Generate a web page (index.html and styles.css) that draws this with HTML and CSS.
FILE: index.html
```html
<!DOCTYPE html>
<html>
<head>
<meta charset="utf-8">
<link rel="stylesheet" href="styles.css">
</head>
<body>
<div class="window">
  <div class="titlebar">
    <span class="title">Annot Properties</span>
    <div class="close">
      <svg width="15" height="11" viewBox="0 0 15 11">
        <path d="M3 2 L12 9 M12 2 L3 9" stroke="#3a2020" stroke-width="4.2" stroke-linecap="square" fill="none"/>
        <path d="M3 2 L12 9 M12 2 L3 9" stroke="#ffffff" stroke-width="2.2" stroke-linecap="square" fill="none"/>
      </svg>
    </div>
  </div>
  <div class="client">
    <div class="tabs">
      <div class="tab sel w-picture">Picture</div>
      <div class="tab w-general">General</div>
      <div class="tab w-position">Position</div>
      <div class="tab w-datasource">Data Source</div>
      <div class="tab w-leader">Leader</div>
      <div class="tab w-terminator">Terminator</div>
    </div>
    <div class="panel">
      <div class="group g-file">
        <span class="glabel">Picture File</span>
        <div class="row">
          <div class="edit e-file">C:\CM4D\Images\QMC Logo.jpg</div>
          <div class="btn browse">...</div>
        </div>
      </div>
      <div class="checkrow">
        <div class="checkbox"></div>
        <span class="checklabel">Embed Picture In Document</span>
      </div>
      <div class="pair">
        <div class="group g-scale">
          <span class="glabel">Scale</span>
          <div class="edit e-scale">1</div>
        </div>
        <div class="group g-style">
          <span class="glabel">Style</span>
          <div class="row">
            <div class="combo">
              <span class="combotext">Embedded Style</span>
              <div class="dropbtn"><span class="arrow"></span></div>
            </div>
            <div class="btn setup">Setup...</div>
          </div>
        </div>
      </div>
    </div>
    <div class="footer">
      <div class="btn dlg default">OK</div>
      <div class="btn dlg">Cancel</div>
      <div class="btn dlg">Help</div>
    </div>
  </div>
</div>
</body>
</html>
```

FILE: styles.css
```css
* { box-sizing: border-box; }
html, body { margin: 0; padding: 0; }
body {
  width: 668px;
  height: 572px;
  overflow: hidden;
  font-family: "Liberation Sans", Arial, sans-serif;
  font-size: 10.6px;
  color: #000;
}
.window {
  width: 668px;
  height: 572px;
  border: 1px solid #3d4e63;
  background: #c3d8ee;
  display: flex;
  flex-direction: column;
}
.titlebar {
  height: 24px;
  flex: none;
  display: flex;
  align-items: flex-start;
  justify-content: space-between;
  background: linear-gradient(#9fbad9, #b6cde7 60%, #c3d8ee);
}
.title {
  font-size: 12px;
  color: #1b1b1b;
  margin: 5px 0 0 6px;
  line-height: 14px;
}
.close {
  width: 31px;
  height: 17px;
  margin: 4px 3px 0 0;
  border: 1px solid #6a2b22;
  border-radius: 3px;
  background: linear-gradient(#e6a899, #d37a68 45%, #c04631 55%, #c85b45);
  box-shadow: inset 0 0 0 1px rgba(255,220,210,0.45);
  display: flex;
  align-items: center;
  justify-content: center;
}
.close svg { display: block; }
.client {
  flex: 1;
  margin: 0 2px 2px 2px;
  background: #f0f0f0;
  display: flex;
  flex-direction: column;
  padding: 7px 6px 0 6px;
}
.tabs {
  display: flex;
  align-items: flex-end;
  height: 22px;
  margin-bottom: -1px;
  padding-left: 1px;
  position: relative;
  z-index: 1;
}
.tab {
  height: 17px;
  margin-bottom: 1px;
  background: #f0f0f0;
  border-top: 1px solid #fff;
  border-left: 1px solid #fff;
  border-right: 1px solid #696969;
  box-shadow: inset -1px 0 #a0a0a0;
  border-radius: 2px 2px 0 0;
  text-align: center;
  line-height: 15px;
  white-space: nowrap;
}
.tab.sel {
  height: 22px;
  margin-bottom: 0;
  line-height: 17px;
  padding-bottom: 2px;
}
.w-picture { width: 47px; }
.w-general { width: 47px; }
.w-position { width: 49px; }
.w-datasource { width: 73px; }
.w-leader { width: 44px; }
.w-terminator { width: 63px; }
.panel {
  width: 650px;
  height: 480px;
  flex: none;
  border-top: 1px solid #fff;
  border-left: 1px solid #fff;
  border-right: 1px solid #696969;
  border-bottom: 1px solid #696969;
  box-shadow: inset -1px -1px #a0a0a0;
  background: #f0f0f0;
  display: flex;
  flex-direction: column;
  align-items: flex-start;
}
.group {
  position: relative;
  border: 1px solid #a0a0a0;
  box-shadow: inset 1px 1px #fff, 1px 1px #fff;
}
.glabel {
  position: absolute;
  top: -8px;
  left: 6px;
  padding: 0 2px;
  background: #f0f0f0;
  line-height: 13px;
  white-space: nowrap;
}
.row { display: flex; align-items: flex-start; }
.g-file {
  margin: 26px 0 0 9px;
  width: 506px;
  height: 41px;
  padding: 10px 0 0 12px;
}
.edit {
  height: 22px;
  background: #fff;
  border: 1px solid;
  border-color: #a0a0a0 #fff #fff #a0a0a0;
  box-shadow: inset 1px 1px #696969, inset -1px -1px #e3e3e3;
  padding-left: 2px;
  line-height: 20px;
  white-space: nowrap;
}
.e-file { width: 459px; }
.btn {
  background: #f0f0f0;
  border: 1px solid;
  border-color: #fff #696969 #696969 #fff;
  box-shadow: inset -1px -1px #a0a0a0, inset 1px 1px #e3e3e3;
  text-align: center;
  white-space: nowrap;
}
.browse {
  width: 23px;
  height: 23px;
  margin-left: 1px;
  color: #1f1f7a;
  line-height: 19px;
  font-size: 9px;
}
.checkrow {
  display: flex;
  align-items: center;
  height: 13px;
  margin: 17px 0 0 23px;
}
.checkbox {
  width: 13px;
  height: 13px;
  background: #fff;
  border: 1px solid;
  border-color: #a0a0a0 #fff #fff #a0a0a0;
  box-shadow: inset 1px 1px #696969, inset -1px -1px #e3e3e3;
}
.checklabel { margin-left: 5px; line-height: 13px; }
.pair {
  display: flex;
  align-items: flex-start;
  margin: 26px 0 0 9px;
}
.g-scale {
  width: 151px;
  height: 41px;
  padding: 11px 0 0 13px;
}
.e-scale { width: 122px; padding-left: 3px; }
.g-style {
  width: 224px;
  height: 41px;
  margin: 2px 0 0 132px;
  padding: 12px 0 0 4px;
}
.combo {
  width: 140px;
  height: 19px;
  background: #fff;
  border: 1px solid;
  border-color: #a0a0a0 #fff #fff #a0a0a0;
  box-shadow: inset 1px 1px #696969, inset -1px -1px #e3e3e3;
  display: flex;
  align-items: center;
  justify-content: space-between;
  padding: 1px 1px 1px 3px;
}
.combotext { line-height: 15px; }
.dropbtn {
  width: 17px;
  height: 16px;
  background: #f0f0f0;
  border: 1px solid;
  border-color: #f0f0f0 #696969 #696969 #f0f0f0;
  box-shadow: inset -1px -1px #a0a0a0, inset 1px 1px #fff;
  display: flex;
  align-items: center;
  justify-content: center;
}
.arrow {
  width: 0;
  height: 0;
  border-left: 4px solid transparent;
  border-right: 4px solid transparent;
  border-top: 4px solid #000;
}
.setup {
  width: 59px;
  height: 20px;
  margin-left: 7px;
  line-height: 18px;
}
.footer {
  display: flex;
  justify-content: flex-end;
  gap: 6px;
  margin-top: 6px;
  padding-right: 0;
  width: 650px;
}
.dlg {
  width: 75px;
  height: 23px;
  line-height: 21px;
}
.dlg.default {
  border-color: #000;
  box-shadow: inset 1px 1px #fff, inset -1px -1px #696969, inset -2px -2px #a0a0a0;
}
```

+++

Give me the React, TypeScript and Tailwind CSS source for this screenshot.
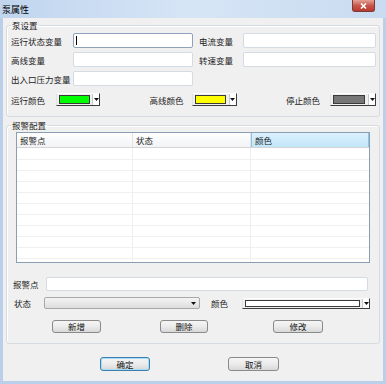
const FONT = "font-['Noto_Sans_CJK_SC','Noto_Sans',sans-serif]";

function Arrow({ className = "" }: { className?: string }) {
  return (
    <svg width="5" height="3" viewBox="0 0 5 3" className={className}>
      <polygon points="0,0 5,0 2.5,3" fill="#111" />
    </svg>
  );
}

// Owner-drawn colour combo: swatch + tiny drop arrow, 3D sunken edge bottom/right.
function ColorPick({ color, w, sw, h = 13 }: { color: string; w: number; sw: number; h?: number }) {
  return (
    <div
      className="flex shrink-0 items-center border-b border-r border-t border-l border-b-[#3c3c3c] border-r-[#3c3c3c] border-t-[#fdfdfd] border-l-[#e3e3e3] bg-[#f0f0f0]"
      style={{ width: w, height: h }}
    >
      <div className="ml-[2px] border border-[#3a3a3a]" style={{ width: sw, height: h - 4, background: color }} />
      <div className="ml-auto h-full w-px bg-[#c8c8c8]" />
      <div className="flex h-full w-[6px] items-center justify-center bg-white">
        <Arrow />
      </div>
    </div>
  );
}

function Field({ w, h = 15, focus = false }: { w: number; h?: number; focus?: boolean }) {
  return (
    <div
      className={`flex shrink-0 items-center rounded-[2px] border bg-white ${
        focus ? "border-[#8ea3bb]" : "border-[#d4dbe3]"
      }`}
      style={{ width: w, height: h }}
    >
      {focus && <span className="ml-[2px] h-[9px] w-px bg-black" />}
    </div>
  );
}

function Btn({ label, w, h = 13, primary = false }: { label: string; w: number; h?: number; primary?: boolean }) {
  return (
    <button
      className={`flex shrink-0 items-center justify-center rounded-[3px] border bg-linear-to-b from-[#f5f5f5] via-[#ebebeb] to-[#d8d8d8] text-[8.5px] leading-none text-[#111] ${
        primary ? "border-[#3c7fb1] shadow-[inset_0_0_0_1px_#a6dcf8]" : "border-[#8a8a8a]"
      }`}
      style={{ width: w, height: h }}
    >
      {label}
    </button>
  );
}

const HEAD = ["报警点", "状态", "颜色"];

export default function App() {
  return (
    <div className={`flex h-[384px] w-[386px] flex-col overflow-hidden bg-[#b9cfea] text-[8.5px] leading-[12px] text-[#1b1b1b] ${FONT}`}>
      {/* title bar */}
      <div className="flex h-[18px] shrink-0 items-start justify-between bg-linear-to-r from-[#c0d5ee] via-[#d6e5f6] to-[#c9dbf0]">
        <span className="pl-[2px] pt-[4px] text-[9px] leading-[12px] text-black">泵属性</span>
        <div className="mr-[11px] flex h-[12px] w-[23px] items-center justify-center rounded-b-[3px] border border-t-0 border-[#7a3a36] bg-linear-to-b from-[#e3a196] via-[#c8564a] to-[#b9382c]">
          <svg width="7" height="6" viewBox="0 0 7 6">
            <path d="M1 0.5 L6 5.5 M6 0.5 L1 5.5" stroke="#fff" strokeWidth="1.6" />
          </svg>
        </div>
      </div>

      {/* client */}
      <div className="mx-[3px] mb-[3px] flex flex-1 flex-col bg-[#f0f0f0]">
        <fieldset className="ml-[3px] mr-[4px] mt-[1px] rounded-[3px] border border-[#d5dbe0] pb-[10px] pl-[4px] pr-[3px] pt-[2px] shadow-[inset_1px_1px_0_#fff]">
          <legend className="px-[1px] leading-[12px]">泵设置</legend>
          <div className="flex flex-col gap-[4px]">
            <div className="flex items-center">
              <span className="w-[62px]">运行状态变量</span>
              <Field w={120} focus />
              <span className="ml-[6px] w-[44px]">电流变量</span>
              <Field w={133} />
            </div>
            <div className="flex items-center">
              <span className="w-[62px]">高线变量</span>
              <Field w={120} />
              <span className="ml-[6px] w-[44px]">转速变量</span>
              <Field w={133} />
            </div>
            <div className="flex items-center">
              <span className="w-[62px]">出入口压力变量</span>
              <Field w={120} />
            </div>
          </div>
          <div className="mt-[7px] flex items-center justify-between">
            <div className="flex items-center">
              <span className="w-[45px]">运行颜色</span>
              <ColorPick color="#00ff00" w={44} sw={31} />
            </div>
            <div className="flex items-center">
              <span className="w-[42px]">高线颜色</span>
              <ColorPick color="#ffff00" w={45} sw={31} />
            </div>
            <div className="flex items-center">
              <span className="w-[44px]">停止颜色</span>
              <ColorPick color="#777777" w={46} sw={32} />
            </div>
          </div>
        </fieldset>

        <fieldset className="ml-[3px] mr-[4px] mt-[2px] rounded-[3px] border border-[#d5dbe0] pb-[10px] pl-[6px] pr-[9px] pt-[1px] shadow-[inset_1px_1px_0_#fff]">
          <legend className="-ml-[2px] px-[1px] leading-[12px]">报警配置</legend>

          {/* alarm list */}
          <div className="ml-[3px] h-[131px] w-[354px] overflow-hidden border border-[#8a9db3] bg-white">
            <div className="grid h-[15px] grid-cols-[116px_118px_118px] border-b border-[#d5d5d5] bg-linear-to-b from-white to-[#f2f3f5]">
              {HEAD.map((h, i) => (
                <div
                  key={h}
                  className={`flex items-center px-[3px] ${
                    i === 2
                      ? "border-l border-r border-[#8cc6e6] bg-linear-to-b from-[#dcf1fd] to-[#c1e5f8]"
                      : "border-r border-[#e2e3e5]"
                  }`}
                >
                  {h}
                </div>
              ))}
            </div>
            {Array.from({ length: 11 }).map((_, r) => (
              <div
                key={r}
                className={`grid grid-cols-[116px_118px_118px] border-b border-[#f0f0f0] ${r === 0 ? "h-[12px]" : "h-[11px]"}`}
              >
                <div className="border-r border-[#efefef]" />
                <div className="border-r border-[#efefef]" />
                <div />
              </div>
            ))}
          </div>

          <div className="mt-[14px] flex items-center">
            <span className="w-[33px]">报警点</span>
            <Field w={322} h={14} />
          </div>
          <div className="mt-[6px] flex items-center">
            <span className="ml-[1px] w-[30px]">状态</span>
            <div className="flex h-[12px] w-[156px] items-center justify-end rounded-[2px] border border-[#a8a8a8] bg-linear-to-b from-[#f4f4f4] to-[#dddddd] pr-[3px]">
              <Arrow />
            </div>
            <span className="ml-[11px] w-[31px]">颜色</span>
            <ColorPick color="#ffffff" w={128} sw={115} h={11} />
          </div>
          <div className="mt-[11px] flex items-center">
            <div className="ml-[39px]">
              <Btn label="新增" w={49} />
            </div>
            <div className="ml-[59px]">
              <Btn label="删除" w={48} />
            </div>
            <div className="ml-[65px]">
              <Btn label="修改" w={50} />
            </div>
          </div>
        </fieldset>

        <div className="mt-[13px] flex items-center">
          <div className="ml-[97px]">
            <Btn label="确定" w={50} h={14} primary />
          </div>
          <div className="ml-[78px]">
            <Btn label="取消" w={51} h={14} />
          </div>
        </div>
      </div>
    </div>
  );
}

+++

- [Brief] From the data above, work out how many lines contain the string "styles" and reply with only the number.

- [Output of the task] 3